NewsGetting Around Metro Detroit


Local road agencies fear little money will be left for them from infrastructure bill

Posted at 5:33 AM, Feb 08, 2022
and last updated 2022-02-08 06:29:56-05

(WXYZ) — Since the passage of President Joe Biden's infrastructure bill, conversations are now shifting to where that money is going.

Metro Detroit community leaders have a warning – the price tag sounds good – but they don't expect to be left with much.

The state recently announced a little more than $563 million over the next five years to fix bridges, made possible through the passage of the infrastructure bill. It's the largest investment ever in Michigan bridges. However, the roads and bridges on your local roads will only see a sliver of that money.
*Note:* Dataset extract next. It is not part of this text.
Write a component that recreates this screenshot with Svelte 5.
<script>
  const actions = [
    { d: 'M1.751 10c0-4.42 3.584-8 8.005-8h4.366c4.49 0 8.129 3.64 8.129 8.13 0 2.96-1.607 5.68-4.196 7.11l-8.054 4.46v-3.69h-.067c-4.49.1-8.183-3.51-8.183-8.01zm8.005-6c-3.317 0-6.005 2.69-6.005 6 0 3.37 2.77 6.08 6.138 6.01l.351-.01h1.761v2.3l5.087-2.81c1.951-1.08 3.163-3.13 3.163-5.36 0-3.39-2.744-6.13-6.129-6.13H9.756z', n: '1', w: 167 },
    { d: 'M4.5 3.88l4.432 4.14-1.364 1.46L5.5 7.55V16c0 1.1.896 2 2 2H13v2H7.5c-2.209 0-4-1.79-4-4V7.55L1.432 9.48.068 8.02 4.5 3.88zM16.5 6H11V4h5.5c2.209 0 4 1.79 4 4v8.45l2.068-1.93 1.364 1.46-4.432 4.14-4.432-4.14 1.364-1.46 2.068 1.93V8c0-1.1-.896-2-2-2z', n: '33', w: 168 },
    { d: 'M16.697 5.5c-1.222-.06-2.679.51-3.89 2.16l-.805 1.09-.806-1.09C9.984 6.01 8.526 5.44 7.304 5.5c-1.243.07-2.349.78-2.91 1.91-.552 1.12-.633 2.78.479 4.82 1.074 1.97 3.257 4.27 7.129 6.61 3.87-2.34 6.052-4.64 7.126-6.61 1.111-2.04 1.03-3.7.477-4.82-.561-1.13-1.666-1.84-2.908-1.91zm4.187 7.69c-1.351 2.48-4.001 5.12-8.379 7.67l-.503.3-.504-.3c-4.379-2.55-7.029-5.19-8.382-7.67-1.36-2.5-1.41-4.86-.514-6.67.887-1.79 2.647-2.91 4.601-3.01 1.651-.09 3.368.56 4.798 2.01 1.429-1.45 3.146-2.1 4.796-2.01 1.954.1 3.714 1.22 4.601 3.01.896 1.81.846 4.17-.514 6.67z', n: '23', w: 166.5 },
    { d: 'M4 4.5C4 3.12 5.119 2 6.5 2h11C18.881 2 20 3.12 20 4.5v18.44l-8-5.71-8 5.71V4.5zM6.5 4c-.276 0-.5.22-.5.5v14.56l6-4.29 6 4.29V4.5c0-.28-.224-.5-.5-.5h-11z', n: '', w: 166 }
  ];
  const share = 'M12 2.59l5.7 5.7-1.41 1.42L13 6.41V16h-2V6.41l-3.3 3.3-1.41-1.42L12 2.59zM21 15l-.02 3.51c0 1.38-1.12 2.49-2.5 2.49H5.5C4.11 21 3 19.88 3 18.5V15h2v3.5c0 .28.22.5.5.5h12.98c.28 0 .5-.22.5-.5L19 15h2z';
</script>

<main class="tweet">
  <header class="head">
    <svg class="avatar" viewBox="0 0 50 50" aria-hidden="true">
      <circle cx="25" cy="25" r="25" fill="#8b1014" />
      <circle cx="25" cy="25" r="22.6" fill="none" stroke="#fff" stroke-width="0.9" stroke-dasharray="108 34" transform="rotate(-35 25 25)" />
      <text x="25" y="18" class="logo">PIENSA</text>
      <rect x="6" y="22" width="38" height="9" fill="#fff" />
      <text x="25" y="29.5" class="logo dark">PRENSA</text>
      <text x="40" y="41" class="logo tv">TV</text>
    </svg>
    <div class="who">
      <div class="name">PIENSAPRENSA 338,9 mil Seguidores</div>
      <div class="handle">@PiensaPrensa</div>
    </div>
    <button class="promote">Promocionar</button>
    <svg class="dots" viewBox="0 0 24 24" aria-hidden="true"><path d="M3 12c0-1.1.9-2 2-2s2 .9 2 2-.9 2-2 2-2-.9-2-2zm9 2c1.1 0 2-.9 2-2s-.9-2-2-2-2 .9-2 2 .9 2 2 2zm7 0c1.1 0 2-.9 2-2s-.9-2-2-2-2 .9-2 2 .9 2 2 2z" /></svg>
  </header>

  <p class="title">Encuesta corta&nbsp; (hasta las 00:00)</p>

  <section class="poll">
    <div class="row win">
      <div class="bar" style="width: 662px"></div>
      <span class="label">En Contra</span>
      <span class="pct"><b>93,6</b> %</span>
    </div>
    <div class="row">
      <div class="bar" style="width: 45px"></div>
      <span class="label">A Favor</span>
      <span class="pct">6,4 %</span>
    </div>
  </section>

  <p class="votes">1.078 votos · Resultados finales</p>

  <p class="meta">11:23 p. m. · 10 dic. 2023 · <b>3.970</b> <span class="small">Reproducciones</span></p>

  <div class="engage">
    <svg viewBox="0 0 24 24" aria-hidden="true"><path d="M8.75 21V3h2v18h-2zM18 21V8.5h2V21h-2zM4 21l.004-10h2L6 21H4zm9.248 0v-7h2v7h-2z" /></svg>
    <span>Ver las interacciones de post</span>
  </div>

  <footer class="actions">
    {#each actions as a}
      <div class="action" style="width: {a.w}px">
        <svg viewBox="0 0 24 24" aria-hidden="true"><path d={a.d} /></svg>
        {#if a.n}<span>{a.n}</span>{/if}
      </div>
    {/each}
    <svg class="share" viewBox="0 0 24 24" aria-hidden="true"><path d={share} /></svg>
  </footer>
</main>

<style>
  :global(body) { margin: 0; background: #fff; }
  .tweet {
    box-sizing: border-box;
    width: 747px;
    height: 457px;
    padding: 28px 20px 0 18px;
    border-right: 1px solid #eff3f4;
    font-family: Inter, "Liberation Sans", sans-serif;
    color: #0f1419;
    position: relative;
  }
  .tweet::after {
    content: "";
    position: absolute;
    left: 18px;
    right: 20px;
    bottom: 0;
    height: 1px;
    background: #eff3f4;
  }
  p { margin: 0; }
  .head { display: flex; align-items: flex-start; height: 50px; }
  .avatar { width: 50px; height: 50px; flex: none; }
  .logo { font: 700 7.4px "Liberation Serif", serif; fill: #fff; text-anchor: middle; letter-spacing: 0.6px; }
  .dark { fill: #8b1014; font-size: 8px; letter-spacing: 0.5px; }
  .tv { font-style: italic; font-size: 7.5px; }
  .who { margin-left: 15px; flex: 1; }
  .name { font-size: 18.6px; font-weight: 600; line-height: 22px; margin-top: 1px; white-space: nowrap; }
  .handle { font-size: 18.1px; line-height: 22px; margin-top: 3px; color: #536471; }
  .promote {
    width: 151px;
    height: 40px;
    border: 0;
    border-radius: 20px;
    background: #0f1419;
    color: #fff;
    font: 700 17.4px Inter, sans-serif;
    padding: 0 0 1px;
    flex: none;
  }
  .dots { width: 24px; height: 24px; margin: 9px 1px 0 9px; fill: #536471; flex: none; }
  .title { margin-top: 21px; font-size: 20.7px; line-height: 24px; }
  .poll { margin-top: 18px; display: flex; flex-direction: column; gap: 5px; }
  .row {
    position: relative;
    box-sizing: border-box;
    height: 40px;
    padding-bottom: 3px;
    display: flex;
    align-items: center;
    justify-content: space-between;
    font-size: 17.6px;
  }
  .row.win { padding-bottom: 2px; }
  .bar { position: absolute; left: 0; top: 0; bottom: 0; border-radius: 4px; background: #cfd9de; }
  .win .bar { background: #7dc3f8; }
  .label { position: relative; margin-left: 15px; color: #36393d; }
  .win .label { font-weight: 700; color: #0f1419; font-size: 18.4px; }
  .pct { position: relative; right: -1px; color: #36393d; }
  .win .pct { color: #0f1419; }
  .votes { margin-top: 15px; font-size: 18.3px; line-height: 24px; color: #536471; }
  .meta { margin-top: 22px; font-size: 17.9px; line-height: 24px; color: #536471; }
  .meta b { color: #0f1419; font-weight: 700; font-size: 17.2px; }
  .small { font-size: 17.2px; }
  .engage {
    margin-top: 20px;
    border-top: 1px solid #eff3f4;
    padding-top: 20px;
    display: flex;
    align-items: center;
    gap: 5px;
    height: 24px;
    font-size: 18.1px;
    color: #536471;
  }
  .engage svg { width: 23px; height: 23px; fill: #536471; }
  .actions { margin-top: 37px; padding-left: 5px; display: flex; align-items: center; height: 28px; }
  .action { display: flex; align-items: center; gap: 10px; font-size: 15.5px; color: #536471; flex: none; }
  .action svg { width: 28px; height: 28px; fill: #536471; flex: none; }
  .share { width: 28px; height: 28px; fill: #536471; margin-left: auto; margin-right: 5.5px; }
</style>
Macomb County Executive Mark Hackel said people are right to be skeptical about the money.

"There is an assumption everything is going to get fixed when we know that is not the case. What they are doing is fooling the public," he said.

Under Michigan Law Act 51, 75% of the $563 million intended for bridges will go to the Michigan Department of Transportation.

That leaves only 25% for the local road entities, like the Macomb County Department of Roads.

"If there is that 25% to the locals, meaning 83 counties and over 500 municipalities, that is very insignificant," Hackel said.

25% of $563 million is around $1.6 million per county, if distributed evenly. Putting that money into perspective, it costs Macomb County around $2 million to fix one two-lane bridge.

"Right now, I have 41 bridges that need to be replaced in Macomb County alone," Hackel said.

The budget for road fixes in Macomb County this year is $63 million.

According to an MDOT spokesperson, the regional bridge council, made up of local agency employees, will decide how that 25% is distributed.

Congresswoman Debbie Dingell, who voted in favor of the bill, said she is working with local entities to make sure the money is distributed fairly.

"I have been very clear. I have been meeting with my mayors for the last two years, on an almost weekly basis, identifying what the needs are and how we work together to make sure that we are getting the dollars that are needed, and also telling the state they need to work with us as these plans are developed," she said.

This isn't to say the money won't have an impact at all. According to MDOT, they will be able to replace 24 bridges and help rehabilitate 129 bridges.

Hackel just hopes maybe this sparks a conversation on how to fund fixes for local roads.